Few car brands have towed the line between functionality, cheap motoring and pop culture celebration. From the Beetle on The Beatles' Abbey Road to the one Diane Keaton owned in Annie Hall to the counter culture hippy vans seen at Woodstock to the video of Men At Work's Down Under with it's 'fired-up Kombi' to the Beastie Boys-inspired craze of nicking badges in the 1980s. We certainly love these iconic vehicles that still retain massive retro kudos.
Among East Anglian's army of camper fans is Tony Bown from Loddon who credits one of his vehicles, affectionately known as Buttercup, for saving his life after going through a divorce. He has documented his story in the book, appropriately titled Buttercup Saved My Life.
Tony said: "My relationship with the Type 2 VW camper van began when I was 23, exactly 30 years ago. I courted, and quickly married, a beautiful woman who had bought a camper from her former employers in Bavaria.

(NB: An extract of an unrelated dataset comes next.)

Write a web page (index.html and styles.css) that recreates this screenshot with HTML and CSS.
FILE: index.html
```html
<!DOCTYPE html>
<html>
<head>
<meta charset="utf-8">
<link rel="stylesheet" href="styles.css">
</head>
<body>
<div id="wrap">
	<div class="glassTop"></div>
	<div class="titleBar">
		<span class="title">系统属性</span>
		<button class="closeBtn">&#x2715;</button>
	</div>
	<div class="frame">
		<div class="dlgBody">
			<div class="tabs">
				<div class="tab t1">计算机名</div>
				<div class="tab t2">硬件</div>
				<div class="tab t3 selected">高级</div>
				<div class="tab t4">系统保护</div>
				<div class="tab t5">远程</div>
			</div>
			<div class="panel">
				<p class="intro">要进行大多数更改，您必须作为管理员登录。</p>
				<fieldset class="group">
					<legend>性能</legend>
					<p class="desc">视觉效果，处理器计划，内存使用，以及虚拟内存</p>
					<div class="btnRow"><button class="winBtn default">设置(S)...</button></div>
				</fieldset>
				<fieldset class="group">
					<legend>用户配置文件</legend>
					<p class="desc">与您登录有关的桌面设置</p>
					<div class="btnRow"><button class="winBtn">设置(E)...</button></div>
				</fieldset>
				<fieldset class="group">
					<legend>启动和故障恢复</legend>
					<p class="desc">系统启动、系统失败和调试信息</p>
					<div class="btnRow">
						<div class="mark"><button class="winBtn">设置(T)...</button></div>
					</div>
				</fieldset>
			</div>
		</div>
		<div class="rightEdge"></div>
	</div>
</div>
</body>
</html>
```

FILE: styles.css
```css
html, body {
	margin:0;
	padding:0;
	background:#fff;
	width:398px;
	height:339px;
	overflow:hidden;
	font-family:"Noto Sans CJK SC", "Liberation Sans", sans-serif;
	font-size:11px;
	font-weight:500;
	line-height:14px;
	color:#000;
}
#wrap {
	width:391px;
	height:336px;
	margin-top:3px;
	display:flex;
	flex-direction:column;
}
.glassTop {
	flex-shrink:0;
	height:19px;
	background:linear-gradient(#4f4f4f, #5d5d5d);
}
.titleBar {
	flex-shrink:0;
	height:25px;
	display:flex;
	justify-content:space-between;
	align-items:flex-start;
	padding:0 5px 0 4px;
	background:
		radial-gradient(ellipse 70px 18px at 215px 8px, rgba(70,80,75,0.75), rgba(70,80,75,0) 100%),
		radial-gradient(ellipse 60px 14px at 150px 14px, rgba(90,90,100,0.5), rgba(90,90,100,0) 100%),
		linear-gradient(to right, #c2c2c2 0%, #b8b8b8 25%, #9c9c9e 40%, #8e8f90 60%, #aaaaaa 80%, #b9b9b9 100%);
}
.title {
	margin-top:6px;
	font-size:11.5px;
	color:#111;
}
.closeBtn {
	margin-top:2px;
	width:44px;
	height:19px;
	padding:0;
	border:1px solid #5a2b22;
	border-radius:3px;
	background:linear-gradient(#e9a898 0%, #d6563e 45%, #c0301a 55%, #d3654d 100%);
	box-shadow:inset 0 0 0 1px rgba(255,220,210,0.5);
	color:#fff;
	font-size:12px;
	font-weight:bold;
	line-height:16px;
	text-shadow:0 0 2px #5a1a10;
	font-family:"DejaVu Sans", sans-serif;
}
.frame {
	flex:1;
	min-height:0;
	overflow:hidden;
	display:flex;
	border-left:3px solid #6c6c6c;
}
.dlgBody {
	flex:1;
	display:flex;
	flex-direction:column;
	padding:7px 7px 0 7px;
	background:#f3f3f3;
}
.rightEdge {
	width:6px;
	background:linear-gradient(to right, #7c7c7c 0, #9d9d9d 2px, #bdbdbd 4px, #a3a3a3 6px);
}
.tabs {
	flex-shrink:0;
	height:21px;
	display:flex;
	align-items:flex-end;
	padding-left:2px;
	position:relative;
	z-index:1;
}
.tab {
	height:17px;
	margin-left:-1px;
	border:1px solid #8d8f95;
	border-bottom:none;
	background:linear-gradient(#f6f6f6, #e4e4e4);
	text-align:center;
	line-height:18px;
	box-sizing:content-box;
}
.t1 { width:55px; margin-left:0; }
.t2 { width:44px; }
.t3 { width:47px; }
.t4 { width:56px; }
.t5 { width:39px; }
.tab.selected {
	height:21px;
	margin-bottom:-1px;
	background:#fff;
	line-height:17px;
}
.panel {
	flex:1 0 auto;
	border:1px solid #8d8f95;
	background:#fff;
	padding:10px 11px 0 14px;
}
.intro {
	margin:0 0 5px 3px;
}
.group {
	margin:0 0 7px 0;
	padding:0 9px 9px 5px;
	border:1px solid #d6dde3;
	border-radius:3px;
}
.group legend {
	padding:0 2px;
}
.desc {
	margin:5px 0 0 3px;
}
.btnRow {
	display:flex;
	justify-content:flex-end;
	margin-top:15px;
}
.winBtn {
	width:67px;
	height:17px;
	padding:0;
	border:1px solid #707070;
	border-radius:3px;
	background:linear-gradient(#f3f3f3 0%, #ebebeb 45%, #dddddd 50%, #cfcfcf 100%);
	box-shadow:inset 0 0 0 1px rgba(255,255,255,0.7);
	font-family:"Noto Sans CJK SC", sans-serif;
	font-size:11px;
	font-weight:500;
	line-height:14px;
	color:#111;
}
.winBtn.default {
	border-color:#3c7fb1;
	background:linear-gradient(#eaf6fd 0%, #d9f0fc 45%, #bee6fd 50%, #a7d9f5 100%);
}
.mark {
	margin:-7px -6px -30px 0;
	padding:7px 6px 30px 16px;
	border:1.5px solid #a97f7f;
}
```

I would describe her colour as "battered orange" (the bus, not the beautiful woman) and she was a left hand drive Westfalia model. The woman, Caroline, had driven her home to Oxfordshire, via one or two mishaps, where she introduced me to what would become a lifestyle. As my relationship with Caroline grew and blossomed, my relationship with the bus did too. Little did I know that my VW relationship would outlast my long and happy marriage.
"On paper, it is challenging to justify what is so wonderful about owning a VW bus. They have the aerodynamics of a brick and the fuel economy of a racing car (with the speed of a lethargic arthritis-riddled tortoise). The first model had drum brakes all around, which means that braking has to be planned a fortnight in advance of when you actually want to stop. Reliability was not a strength, and we were asked to leave the AA after we had called them out 16 times in one year.
"However, despite the trials and tribulations, there is an immediate feeling of joy as soon as you sit in the driver's seat, start the engine, and hear the reassuring throb of the 1.6L air cooled engine. Life is transformed. Driving at speeds up to 50mph, high up in the seat with a view over the hedgerows and into the countryside, life seems somehow relaxed.
"Chugging along with a smile, enjoying this so-much-more-natural pace of life we occasionally see a fellow VW bus driver and exchange that special wave. Safe in the knowledge that you can not respond to zany crazy drivers who want to engage in aggressive antics, life becomes simple. Even when we broke down on the M25 life was lovely. We simply sat in the back of the bus (an act that has since become discouraged, but was perfectly reasonable at the time), put the kettle on, got the board games out and ate our prepared "just in case of breakdown" picnic.
"The inside of a bus is another layer of complication. On the whole, VW did not design their own interiors but other companies did. The most famous of these is 'Westfalia', and many people love the idea of owning a 'Westie'.
"Other conversions include Devon and Danbury. However, the reality is that every bus seems to be unique. When I have been to festivals and events a big chunk of time is always given to meeting other owners and chatting / looking / comparing their bus with mine. I do not think I have ever seen two interiors exactly the same, so it becomes churlish to insist on a particular conversion when you are seeking your dream bus. In reality, they are versatile, beautiful and adaptable.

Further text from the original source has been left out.